Given the power of questions, why is there such reluctance to ask them? The reasons lie in people's fears and insecurities. Here are typical rationalizations people use to justify not asking questions:
1) I'm the only one who doesn't understand what is being said.
No one wants to appear stupid in front of others. The result is that even though people don't understand what someone is saying, most remain silent because they think that everyone else understands.
It takes courage to break this conspiracy of silence and be the person who publicly proclaims by asking a question that they don't understand what someone has said. Most people instead opt to appear all-knowing despite the fact that they too are in the dark.
This fear helped fuel the credit crisis. Many regulators and central bankers didn't fully understand the wave of innovative financial products that flooded the market in the years preceding 2008. Rather than asking questions and revealing their ignorance, they looked the other way.
Interestingly, when people do step forward and ask questions, they discover that lots of other people are equally confused. Often their questions unleash a torrent of questions from others. In some cases they even acquire an informal leadership status as the person who dares to ask.
2) This person is an expert and I am just a mere mortal.
Psychologists have found that people frequently accept the opinions of someone labeled as an expert with no questions asked. This deference becomes even stronger when an expert uses complex language and lots of jargon. People attribute their lack of understanding in such instances to the fact that the expert is brilliant and therefore, unable to use ordinary language.
This deference is unfounded. Research shows that most experts parading across television and computer screens are no better at making predictions than the average person. Moreover, many get their facts wrong.
Questions are a great tool for revealing the depth of an expert's knowledge and whether their comments make sense. If a person is a genuine expert, they can break their subject down into terms anyone can understand and they delight in doing this. Einstein demonstrated this with his use of streetcars and speeding trains to make his concepts accessible to the average person.
3) If I ask a question, I may end up looking badly.
Questions sometimes elicit hostile reactions. Instead of honestly and openly answering the question, the speaker subtly attacks or even ridicules the person asking the question. In some cases they put the questioner on the spot by asking them a question.

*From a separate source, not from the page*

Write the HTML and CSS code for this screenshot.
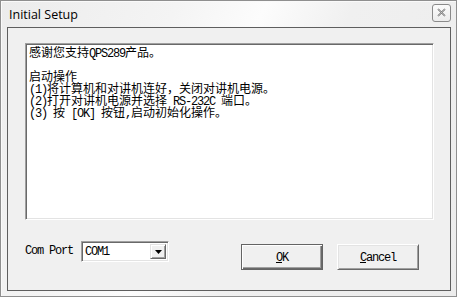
FILE: index.html
```html
<!DOCTYPE html>
<html lang="zh-CN">
<head>
    <meta charset="UTF-8">
    <title>Initial Setup</title>
    <link rel="stylesheet" href="styles.css">
</head>
<body>
    <div class="window">
        <div class="titlebar">
            <span class="title">Initial Setup</span>
            <span class="close">
                <svg width="9" height="9" viewBox="0 0 9 9">
                    <path d="M1 1 L8 8 M8 1 L1 8" stroke="#6a6a6a" stroke-width="1.6" fill="none"/>
                    <path d="M1 1 L8 8 M8 1 L1 8" stroke="#e8e8e8" stroke-width="0.5" fill="none"/>
                </svg>
            </span>
        </div>
        <div class="client">
            <div class="memo">
                <p>感谢您支持<span class="en">QPS289</span>产品。</p>
                <p>&nbsp;</p>
                <p>启动操作</p>
                <p><span class="en">(1)</span>将计算机和对讲机连好，关闭对讲机电源。</p>
                <p><span class="en">(2)</span>打开对讲机电源并选择<span class="en">&nbsp;RS-232C&nbsp;</span>端口。</p>
                <p><span class="en">(3)&nbsp;</span>按<span class="en">&nbsp;[OK]&nbsp;</span>按钮<span class="en">,</span>启动初始化操作。</p>
            </div>
            <div class="controls">
                <span class="label en">Com Port</span>
                <div class="combo">
                    <span class="value en">COM1</span>
                    <span class="drop">
                        <svg width="7" height="4" viewBox="0 0 7 4"><path d="M0 0 H7 L3.5 4 Z" fill="#000"/></svg>
                    </span>
                </div>
                <button class="btn default"><span class="en"><u>O</u>K</span></button>
                <button class="btn"><span class="en"><u>C</u>ancel</span></button>
            </div>
        </div>
    </div>
</body>
</html>
```

FILE: styles.css
```css
html, body {
    margin: 0;
    padding: 0;
    background: #ffffff;
}
.window {
    box-sizing: border-box;
    width: 457px;
    height: 297px;
    border: 1px solid #8f8f8f;
    background: linear-gradient(115deg, #ececec 0%, #f4f4f4 30%, #fcfcfc 45%, #f0f0f0 60%, #ececec 100%);
    box-shadow: inset 1px 1px 0 #fafafa;
    display: flex;
    flex-direction: column;
}
.titlebar {
    height: 26px;
    display: flex;
    align-items: center;
    justify-content: space-between;
    padding: 0 5px 0 8px;
}
.title {
    font-family: "Open Sans", "Noto Sans", sans-serif;
    font-size: 12.5px;
    color: #000;
    margin-top: 1px;
}
.close {
    box-sizing: border-box;
    width: 19px;
    height: 18px;
    border: 1px solid #8a8a8a;
    border-radius: 3px;
    background: linear-gradient(#fbfbfb, #ececec);
    display: flex;
    align-items: center;
    justify-content: center;
    margin-top: -3px;
}
.client {
    box-sizing: border-box;
    width: 444px;
    height: 264px;
    margin-left: 6px;
    border: 1px solid #5e5e5e;
    background: #f0f0f0;
    display: flex;
    flex-direction: column;
}
.memo {
    box-sizing: border-box;
    width: 409px;
    height: 177px;
    margin: 15px 0 0 17px;
    background: #fff;
    border: 1px solid;
    border-color: #a0a0a0 #ffffff #ffffff #a0a0a0;
    box-shadow: inset 1px 1px 0 #696969, inset -1px -1px 0 #e3e3e3;
    padding: 2px 3px;
    font-family: "Noto Sans CJK SC", sans-serif;
    font-size: 12px;
    line-height: 12px;
    color: #000;
}
.memo p {
    margin: 0;
    height: 12px;
    line-height: 12px;
    white-space: pre;
}
.en {
    font-family: "Liberation Mono", monospace;
    font-size: 12px;
    letter-spacing: -1.2px;
}
.memo .en {
    display: inline-block;
    height: 12px;
    line-height: 12px;
}
.controls {
    display: flex;
    align-items: flex-start;
    margin-top: 21px;
    padding-left: 17px;
}
.label {
    width: 56px;
    line-height: 20px;
    color: #000;
}
.combo {
    box-sizing: border-box;
    width: 88px;
    height: 21px;
    background: #fff;
    border: 1px solid;
    border-color: #a0a0a0 #ffffff #ffffff #a0a0a0;
    box-shadow: inset 1px 1px 0 #696969, inset -1px -1px 0 #e3e3e3;
    display: flex;
    align-items: center;
    justify-content: space-between;
    padding: 2px;
}
.combo .value {
    padding-left: 1px;
    color: #000;
}
.drop {
    box-sizing: border-box;
    width: 16px;
    height: 15px;
    background: #f0f0f0;
    border: 1px solid;
    border-color: #e3e3e3 #696969 #696969 #e3e3e3;
    box-shadow: inset 1px 1px 0 #ffffff, inset -1px -1px 0 #a0a0a0;
    display: flex;
    align-items: center;
    justify-content: center;
}
.btn {
    box-sizing: border-box;
    width: 82px;
    height: 26px;
    margin-top: 3px;
    background: #f0f0f0;
    border: 1px solid;
    border-color: #ffffff #696969 #696969 #ffffff;
    box-shadow: inset 1px 1px 0 #e3e3e3, inset -1px -1px 0 #a0a0a0;
    padding: 0;
    color: #000;
    line-height: 12px;
}
.btn.default {
    margin-left: 72px;
    border-color: #646464;
    box-shadow: inset 1px 1px 0 #ffffff, inset -1px -1px 0 #696969, inset -2px -2px 0 #a0a0a0;
}
.btn + .btn {
    margin-left: 14px;
}
```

Such intimidating and evasive responses are red flags. They signal that it's time to ask more questions because the speaker may have something to hide or doesn't want their statements closely scrutinized.
4) I better not ask questions because I might find out that this is too good to be true.
People tend to abdicate their question-asking faculties when something sounds too good to be true. They don't want to have reality interfere with their pipe dreams or to be morally challenged by learning that something is of dubious legitimacy.
Many European investors in Madoff's funds have revealed that they thought that he was engaged in illegal trading but believed that these activities wouldn't directly affect their investments. Thus, they remained silent.
When something sounds too good to be true, questions are more important than ever because usually it isn't true and questions can protect you. As Madoff's investors discovered, questions might have saved them a lot of financial pain.
Having the courage to ask tough questions is essential to making good decisions and solving complex problems. Every day we receive torrents of information via the internet and media. Questions are a powerful tool for determining what is valid versus what is just vacuous dribble. Moreover, well-placed questions can help us distinguish between those who are truly informed and those, who despite their self-assured and authoritative manner, are information imposters.